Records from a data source
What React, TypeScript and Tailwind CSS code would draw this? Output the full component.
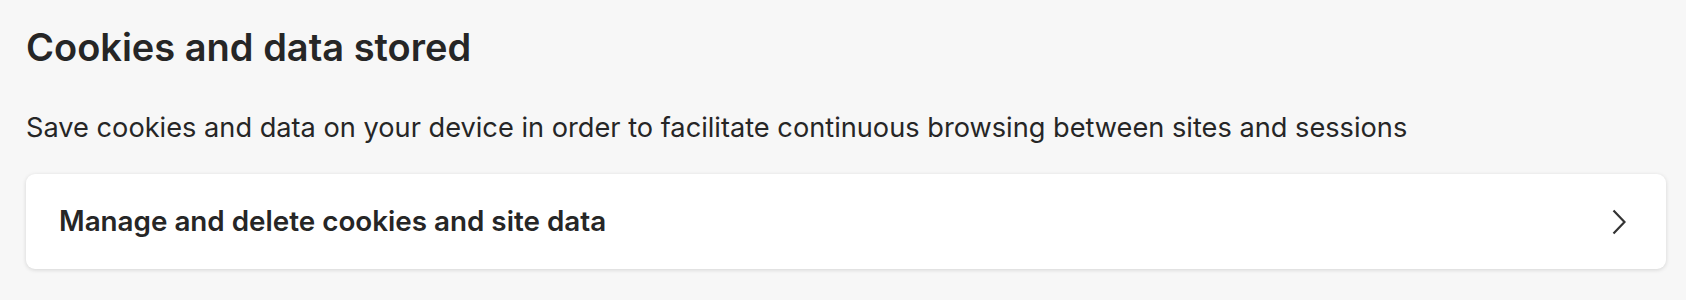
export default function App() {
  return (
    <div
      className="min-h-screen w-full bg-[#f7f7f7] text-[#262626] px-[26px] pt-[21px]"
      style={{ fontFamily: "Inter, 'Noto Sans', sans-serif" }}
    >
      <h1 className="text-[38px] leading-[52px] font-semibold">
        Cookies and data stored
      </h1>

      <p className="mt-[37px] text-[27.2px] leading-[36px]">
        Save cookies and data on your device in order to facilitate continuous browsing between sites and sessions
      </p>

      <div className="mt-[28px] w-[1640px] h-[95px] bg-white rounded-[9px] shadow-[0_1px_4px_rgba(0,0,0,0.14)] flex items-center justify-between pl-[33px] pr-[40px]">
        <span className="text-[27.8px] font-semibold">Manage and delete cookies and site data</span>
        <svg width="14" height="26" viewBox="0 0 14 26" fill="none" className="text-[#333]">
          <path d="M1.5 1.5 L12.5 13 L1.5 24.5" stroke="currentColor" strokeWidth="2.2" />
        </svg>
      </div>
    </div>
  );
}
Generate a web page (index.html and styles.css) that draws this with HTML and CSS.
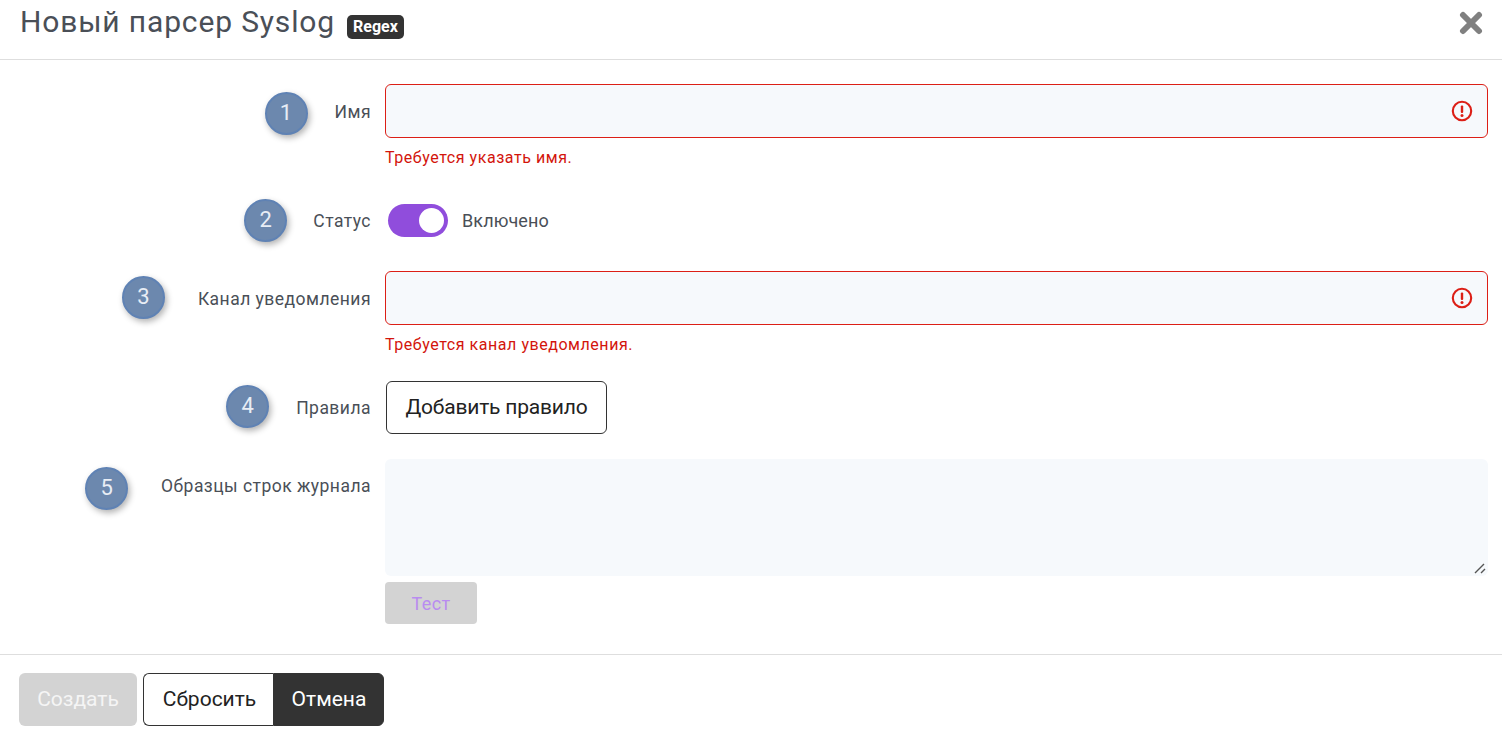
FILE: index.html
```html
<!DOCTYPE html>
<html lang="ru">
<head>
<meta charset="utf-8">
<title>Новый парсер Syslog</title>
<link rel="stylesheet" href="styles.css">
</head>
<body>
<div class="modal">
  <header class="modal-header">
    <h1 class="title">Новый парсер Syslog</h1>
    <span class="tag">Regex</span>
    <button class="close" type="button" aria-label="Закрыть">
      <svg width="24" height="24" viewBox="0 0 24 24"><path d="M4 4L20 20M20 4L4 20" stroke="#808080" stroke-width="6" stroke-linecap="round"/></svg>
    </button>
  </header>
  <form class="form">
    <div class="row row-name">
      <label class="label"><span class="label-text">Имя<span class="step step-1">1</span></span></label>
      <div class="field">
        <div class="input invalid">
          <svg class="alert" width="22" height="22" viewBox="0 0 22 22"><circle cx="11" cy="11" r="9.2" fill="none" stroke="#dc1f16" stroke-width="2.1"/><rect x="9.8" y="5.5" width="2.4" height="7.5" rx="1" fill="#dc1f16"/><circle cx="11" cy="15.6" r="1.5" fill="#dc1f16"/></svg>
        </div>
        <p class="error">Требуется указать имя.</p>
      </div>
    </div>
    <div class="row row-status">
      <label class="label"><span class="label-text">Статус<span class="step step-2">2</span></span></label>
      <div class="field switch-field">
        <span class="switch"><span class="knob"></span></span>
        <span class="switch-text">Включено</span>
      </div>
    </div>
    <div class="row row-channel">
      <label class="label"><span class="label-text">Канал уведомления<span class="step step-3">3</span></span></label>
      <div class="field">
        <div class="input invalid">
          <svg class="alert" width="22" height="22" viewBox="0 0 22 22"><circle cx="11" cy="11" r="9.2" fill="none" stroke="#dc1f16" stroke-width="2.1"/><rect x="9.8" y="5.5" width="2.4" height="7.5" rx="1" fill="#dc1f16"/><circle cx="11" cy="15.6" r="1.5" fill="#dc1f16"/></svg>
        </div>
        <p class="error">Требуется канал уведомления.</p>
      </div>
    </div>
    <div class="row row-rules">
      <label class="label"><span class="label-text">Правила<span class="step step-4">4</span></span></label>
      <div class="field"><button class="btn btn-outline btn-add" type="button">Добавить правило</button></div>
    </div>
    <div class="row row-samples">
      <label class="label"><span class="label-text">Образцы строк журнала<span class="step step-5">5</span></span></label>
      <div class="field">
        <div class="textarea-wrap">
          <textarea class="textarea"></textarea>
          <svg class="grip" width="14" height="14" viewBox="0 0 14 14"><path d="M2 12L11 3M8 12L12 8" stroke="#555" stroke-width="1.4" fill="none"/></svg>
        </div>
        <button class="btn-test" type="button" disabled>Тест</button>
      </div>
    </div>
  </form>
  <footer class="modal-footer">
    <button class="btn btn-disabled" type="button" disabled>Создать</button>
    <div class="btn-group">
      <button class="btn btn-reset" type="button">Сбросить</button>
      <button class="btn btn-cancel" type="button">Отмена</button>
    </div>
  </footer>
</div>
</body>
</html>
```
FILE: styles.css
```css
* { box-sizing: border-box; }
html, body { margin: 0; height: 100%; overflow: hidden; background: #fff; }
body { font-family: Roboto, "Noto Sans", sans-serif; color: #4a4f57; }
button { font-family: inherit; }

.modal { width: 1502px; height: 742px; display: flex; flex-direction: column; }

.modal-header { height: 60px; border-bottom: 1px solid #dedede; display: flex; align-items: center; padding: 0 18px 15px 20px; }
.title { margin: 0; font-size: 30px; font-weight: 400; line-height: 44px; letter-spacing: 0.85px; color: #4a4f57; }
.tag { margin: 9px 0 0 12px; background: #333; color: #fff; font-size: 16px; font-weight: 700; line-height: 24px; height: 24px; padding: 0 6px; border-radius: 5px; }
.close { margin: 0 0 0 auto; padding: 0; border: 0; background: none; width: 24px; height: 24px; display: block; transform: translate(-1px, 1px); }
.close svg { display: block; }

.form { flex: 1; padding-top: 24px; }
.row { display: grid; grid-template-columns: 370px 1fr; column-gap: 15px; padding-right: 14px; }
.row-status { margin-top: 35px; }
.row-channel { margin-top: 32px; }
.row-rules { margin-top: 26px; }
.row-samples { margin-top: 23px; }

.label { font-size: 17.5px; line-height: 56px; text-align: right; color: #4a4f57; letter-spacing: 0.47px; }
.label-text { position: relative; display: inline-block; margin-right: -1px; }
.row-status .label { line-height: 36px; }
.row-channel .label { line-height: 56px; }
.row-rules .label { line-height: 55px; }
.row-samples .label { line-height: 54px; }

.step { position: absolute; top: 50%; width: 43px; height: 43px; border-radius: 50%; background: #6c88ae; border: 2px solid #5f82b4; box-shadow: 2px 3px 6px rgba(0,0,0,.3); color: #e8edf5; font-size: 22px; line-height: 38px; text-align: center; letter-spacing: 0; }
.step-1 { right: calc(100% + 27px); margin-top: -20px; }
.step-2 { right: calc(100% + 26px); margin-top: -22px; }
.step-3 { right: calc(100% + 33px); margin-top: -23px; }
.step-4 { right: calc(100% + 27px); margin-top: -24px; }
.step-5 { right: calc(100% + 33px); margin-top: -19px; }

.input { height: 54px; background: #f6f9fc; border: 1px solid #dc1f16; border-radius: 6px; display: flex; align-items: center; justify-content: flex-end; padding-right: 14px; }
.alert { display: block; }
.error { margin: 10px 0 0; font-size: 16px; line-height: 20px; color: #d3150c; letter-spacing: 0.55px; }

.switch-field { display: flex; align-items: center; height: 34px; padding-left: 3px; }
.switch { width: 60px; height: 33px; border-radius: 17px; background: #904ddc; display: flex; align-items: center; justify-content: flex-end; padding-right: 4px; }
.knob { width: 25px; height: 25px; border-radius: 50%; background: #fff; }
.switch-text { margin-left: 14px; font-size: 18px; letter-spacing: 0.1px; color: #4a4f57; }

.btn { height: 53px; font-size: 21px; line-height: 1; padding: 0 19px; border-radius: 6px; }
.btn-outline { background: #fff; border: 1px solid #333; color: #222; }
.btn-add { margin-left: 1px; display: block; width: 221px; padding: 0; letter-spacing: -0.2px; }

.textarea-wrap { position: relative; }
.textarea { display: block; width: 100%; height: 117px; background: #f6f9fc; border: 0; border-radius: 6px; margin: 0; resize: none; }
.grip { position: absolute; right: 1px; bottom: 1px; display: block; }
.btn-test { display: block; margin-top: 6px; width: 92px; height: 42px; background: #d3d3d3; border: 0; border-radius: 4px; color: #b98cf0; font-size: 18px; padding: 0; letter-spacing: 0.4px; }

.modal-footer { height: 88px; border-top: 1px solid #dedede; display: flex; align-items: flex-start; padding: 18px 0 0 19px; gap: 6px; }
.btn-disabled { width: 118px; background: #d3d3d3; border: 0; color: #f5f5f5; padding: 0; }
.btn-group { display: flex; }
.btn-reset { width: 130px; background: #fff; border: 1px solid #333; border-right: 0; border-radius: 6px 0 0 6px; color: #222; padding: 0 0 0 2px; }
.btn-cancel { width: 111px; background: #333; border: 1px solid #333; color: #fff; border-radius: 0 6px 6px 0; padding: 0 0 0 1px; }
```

:: To do ::
Look through the material above and work out how many of its lines contain "index". State the number only.

:: Output for this exercise ::
2